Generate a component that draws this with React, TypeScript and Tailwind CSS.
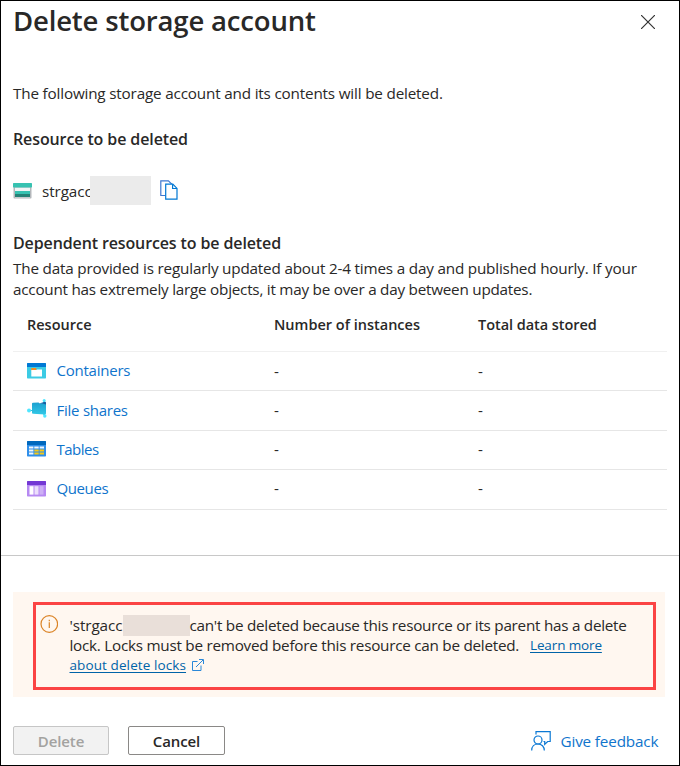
import type { ReactNode } from "react";

function StorageIcon() {
  return (
    <svg className="mt-px" width="19" height="16" viewBox="0 0 19 16">
      <rect x="0.5" y="0.5" width="18" height="15" rx="0.8" fill="#b4b7bb" />
      <rect x="2" y="4.5" width="15" height="9.8" fill="#f3f4f5" />
      <rect x="0" y="0" width="19" height="4.4" rx="0.6" fill="#37c2b1" />
      <rect x="2" y="8" width="15" height="3" fill="#37c2b1" />
      <rect x="2" y="11" width="15" height="3" fill="#258277" />
    </svg>
  );
}

function CopyIcon() {
  return (
    <svg width="18" height="20" viewBox="0 0 18 20" fill="none" strokeWidth="1.2">
      <path d="M5.5 15.5H.8V.8h7.6l3.4 3.4" stroke="#3f78d0" />
      <path d="M5.7 4.2h7.1l4.2 4.2v10.8H5.7z" stroke="#0078d4" fill="#fff" />
      <path d="M12.6 4.2v4.3H17" stroke="#0078d4" />
    </svg>
  );
}

function ContainerIcon() {
  return (
    <svg width="19" height="16" viewBox="0 0 19 16">
      <rect width="19" height="15.5" rx="0.7" fill="#3ccbe4" />
      <path d="M0 4V.7Q0 0 .7 0h17.600q.7 0 .7.700V4z" fill="#0078d4" />
      <rect x="4.300" y="5" width="5" height="3" rx="0.5" fill="#f78d1e" />
      <path d="M4.300 7h5l.9-.6h4.800v7H4.300z" fill="#fff" />
    </svg>
  );
}

function FileShareIcon() {
  return (
    <svg className="-mt-[4px]" width="20" height="19" viewBox="0 0 20 19">
      <defs>
        <linearGradient id="share" x1="0" y1="0" x2="0" y2="1">
          <stop offset="0" stopColor="#1c9fd0" />
          <stop offset="1" stopColor="#32c8e6" />
        </linearGradient>
      </defs>
      <path d="M2 11.500h4M16 5l1.500-3.500M16 14l2 3" stroke="#32bedd" strokeWidth="1.200" />
      <circle cx="2" cy="11.500" r="2" fill="#50e6ff" />
      <circle cx="17.200" cy="1.500" r="1.500" fill="#50e6ff" />
      <circle cx="17.800" cy="17" r="1.700" fill="#50e6ff" />
      <path d="M5 4.800q0-1 1-1.100l5.500-.3 1.300 1.200 5.200-.9q1 0 1 1v9.500q0 1.200-1 1.200L6 14.700q-1 0-1-1z" fill="url(#share)" />
      <path d="M12 4.400l6-1.700q1 0 1 1V5.500l-3.500-1z" fill="#155ea1" />
    </svg>
  );
}

function TableIcon() {
  return (
    <svg width="19" height="16" viewBox="0 0 19 16">
      <rect width="19" height="15.500" rx="0.700" fill="#2f8fea" />
      <path d="M0 4V.7Q0 0 .7 0h17.600q.7 0 .7.700V4z" fill="#0068bd" />
      <path d="M2 5.400h4.400v2.200H2zM7.300 5.400h4.400v2.200H7.300zM12.600 5.400H17v2.200h-4.400zM2 8.400h4.400v2.200H2zM2 11.400h4.400v2.200H2z" fill="#f2f7fc" />
      <path d="M7.300 8.400h4.400v2.200H7.300zM12.600 8.400H17v2.200h-4.400zM7.300 11.400h4.400v2.200H7.300zM12.600 11.400H17v2.200h-4.400z" fill="#f6c915" />
    </svg>
  );
}

function QueueIcon() {
  return (
    <svg width="19" height="16" viewBox="0 0 19 16">
      <rect width="19" height="15.500" rx="0.700" fill="#b689f2" />
      <path d="M0 4V.7Q0 0 .7 0h17.600q.7 0 .7.700V4z" fill="#7338d4" />
      <rect x="2.500" y="5.200" width="4" height="8.400" fill="#fff" />
      <rect x="7.500" y="5.200" width="4" height="8.400" fill="#ecdffb" />
      <rect x="12.500" y="5.200" width="4" height="8.400" fill="#cdb0f5" />
    </svg>
  );
}

function InfoIcon() {
  return (
    <svg width="18" height="18" viewBox="0 0 18 18">
      <circle cx="9.300" cy="9" r="8.300" fill="none" stroke="#db8427" strokeWidth="1.200" />
      <path d="M9.300 7.300v5.700M9.300 4.800v1.400" stroke="#db8427" strokeWidth="1.200" />
    </svg>
  );
}

function ExternalIcon() {
  return (
    <svg width="12" height="12" viewBox="0 0 12 12" fill="none" stroke="#2b88d8">
      <path d="M5.500 2.500h-5v9h8.500V6.500M4 8l7-7M7 .5h4.500V5" />
    </svg>
  );
}

function FeedbackIcon() {
  return (
    <svg width="20" height="20" viewBox="0 0 20 20" fill="none" stroke="#0b78d4" strokeWidth="1.200">
      <path d="M5 3.500V.7h14.200v9.800h-2.500l-3 2.800v-2.800h-1.200" />
      <circle cx="7" cy="9" r="4" />
      <path d="M.7 19.500c0-3.900 2.600-6.500 6.300-6.500s6.300 2.600 6.300 6.500" />
    </svg>
  );
}

const rows: { icon: ReactNode; name: ReactNode; height: string }[] = [
  { icon: <ContainerIcon />, name: <span className="pb-[2px] tracking-[-0.230px]">Containers</span>, height: "h-[39px]" },
  { icon: <FileShareIcon />, name: <span className="tracking-[-0.250px]">File shares</span>, height: "h-[40px]" },
  { icon: <TableIcon />, name: <span className="tracking-[-0.5px]">Tables</span>, height: "h-[39px] pb-[2px]" },
  { icon: <QueueIcon />, name: <span className="tracking-[-0.4px]">Queues</span>, height: "h-[40px] pb-[2px]" },
];

const columns = "grid grid-cols-[247px_204px_1fr] pl-[14px]";

export default function App() {
  return (
    <div className="flex h-[766px] w-[680px] flex-col overflow-hidden border border-black bg-white font-['Open_Sans','Noto_Sans',sans-serif] text-[15.250px] text-[#292827] whitespace-nowrap">
      <header className="flex h-[40px] items-center justify-between pl-3 pr-[24px]">
        <h1 className="text-[27.500px] leading-[38px] font-[560] tracking-[-0.160px]">Delete storage account</h1>
        <svg className="mt-[2px]" width="14" height="14" viewBox="0 0 14 14" stroke="#333" strokeWidth="1.200">
          <path d="M0 0l14 14M14 0L0 14" />
        </svg>
      </header>

      <main className="flex h-[514px] flex-col pl-3 pr-[12px] pt-[41px]">
        <p className="h-[22px] leading-[22px] tracking-[-0.175px]">The following storage account and its contents will be deleted.</p>
        <h2 className="mt-[24px] h-[22px] text-[16px] leading-[22px] font-[580] tracking-[-0.110px]">Resource to be deleted</h2>
        <div className="mt-[25px] flex h-[30px] items-center">
          <StorageIcon />
          <span className="ml-[10px] w-[48px] pt-[3px] tracking-[-0.1px]">strgacc</span>
          <span className="z-10 h-[29px] w-[61px] bg-[#ebebeb]" />
          <span className="ml-[9px]"><CopyIcon /></span>
        </div>
        <h2 className="mt-[27px] h-[22px] text-[16px] leading-[22px] font-[580] tracking-[-0.120px]">Dependent resources to be deleted</h2>
        <p className="mt-[4px] leading-[21px]">
          <span className="tracking-[-0.185px]">The data provided is regularly updated about 2-4 times a day and published hourly. If your</span>
          <br />
          <span className="tracking-[-0.235px]">account has extremely large objects, it may be over a day between updates.</span>
        </p>
        <div>
          <div className={`${columns} h-[52px] items-center border-b border-[#f0f0f0] pb-[2px] text-[14.500px] font-[580]`}>
            <span>Resource</span>
            <span>Number of instances</span>
            <span className="tracking-[-0.050px]">Total data stored</span>
          </div>
          {rows.map((row, i) => (
            <div key={i} className={`${columns} ${row.height} items-center border-b border-[#e6e6e6]`}>
              <span className="flex items-center text-[15px] text-[#0f74cc]">
                <span className="w-[29.500px]">{row.icon}</span>
                {row.name}
              </span>
              <span>-</span>
              <span>-</span>
            </div>
          ))}
        </div>
      </main>

      <footer className="flex flex-1 flex-col border-t border-[#c8c8c8] px-3 pt-[36px]">
        <div className="h-[105px] w-[652px] bg-[#fff7f0] pl-[20px] pt-[10px]">
          <div className="flex h-[88px] w-[623px] border-3 border-[#fb4444] pl-[4px] pt-[10px]">
            <InfoIcon />
            <div className="ml-[11.500px] h-[60px] leading-[20px]">
              <div className="flex h-[20px] items-center">
                <span className="w-[53.500px] tracking-[-0.1px]">'strgacc</span>
                <span className="h-[21px] w-[66.500px] shrink-0 bg-[#e9dfd9]" />
                <span className="tracking-[-0.255px]">can't be deleted because this resource or its parent has a delete</span>
              </div>
              <div className="flex h-[20px]">
                <span className="w-[460.500px] tracking-[-0.250px]">lock. Locks must be removed before this resource can be deleted.</span>
                <a className="text-[13.500px] tracking-[-0.130px] text-[#0063a8] underline underline-offset-2">Learn more</a>
              </div>
              <div className="flex h-[20px] items-center">
                <a className="-mt-px text-[13.500px] tracking-[0.100px] text-[#0063a8] underline underline-offset-2">about delete locks</a>
                <span className="ml-[6px]"><ExternalIcon /></span>
              </div>
            </div>
          </div>
        </div>
        <div className="mt-[29px] flex h-[29px] items-center">
          <button className="h-[29px] w-[96px] rounded-[2px] border border-[#c6c6c6] bg-[#f2f2f2] pt-[2px] text-[15px] font-[580] tracking-[-0.1px] text-[#a3a2a0]">Delete</button>
          <button className="ml-[19px] h-[29px] w-[97px] rounded-[2px] border border-[#8a8886] pt-[2px] text-[15px] font-[580] tracking-[-0.1px]">Cancel</button>
          <span className="ml-[306px]"><FeedbackIcon /></span>
          <a className="ml-[9.500px] pt-[2px] tracking-[-0.150px] text-[#0f74cc]">Give feedback</a>
        </div>
      </footer>
    </div>
  );
}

→ **TASK**
Give only the number of lines in the listing above that include the string "this".

→ **WRITTEN SOLUTION**
3